De plus, les datations physico-chimiques obtenues par différentes méthodes (Uranium-Thorium, résonance de spin électronique, Aluminium-Béryllium, ...) permettent de donner des âges chiffrés à certains dépôts, en particulier à la calcite des planchers stalagmitiques qui enserrent le remplissage : 690 000 ans à la base et 95 000 ans au sommet.
La séquence de la Caune de l’Arago s’est donc déposée durant près de 600 000 ans, entre les stades isotopiques 17 et 5. Elle révèle une alternance de phases humides avant 560 000 ans, tempérées ou froides, et de phases sèches et froides d’une part, humides et tempérées d’autre part, entre 560 000 et 95 000 ans.
De manière un peu plus détaillée, le remplissage est subdivisé en 4 complexes stratigraphiques :
- Le complexe stratigraphique inférieur, connu par carottage, est constitué de dépôts accumulés lors de trois séquences climatiques distinctes, parallélisées aux stades isotopiques 17, 16 et 15, soit entre 690 000 et 560 000 ans. Ces phases sont représentées respectivement par un plancher stalagmitique, reposant sur le plancher calcaire de la caverne, renfermant un cortège de pollen typique d’une forêt tempérée et dénotant d’un climat tempéré humide daté d’environ 690 000 ans par résonance de spin électronique (RPE, ou ESR)(SIM 17), puis par des argiles limono-sableuses brunes amenées par ruissellement, contenant les témoins d’une forêt froide à sapin, bouleau, hêtre et illustrant un climat froid et humide (SIM 16), et enfin des argiles sableuses jaunes ruisselées renfermant des pollens de forêt tempérée et trahissant à nouveau un climat tempéré humide (SIM 15).
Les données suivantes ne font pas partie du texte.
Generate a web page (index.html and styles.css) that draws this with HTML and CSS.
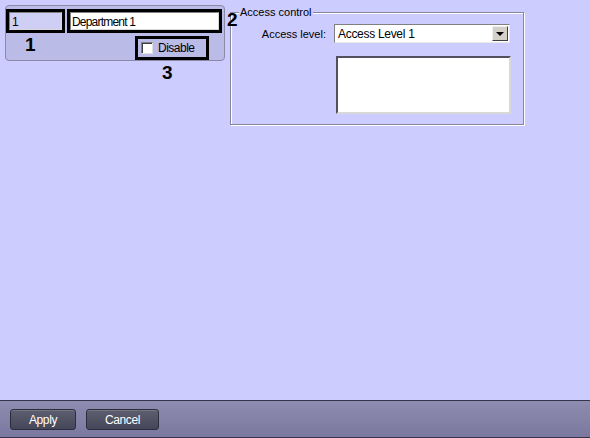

- Le complexe stratigraphique moyen, est le mieux représenté des trois complexes. Il comprend des dépôts rattachés aux stades isotopiques 14, 13 et 12, soit entre 560 000 et 420 000 ans environ. Les dépôts corrélés au stade isotopique 14 (ensemble stratigraphique I) consistent en des sables lités déposés par ruissellement à partir d’un stock issu de la plaine et accumulé par le vent, dans un paysage steppique parcouru, entre autres, par des troupeaux de renne (Rangifer tarandus), témoins d’un climat froid et sec. Ces dépôts font l'objet de l'essentiel des travaux actuels de fouille. Les sédiments corrélés au stade isotopique 13 (ensemble stratigraphique II) sont des limons argilo-sableux amenés par ruissellement, à partir des formations du plateau, lors d’une période tempérée humide bien mise en évidence par les grains de pollen caractéristiques d’une forêt tempérée et les espèces animales les mieux représentées qui sont le cerf (Cervus elaphus) et le daim (Dama roberti), pour celles d’apport anthropique. Les sables lités de l’ensemble stratigraphique III ont été apportés par le vent lors d’une période froide et assez sèche où le paysage ouvert à larges espaces herbacés semble bien convenir au cheval (Equus mosbachensis) et au bœuf musqué primitif (Praeovibos priscus). Daté de 450 à 420 ka par U-Th et RPE, il correspond au stade isotopique 12.
- Le complexe stratigraphique supérieur (ensemble stratigraphique IV et V), formé entre 420 000 et 95 000 ans, est constitué sur un mètre d’épaisseur par une alternance de planchers stalagmitiques, témoins de périodes tempérées et humides, et de sables limono-argileux, déposés lors de périodes plus froides et plus sèches. La sédimentation y est très condensée : le plus ancien des planchers stalagmitiques, daté de 400 000 ans, correspond au stade isotopique 11 ; le plus récent, daté de 128 à 95 000 ans, correspond au stade isotopique 5.
- Le complexe stratigraphique sommital, est composé de sédiments bruns piégés dans des fissures ouvertes qui recoupent les niveaux les plus récents du remplissage : ils sont donc plus jeunes que 95 0000 ans et renferment une faune originale avec en particulier le thar des Cèdres (Hemitragus cedrensis).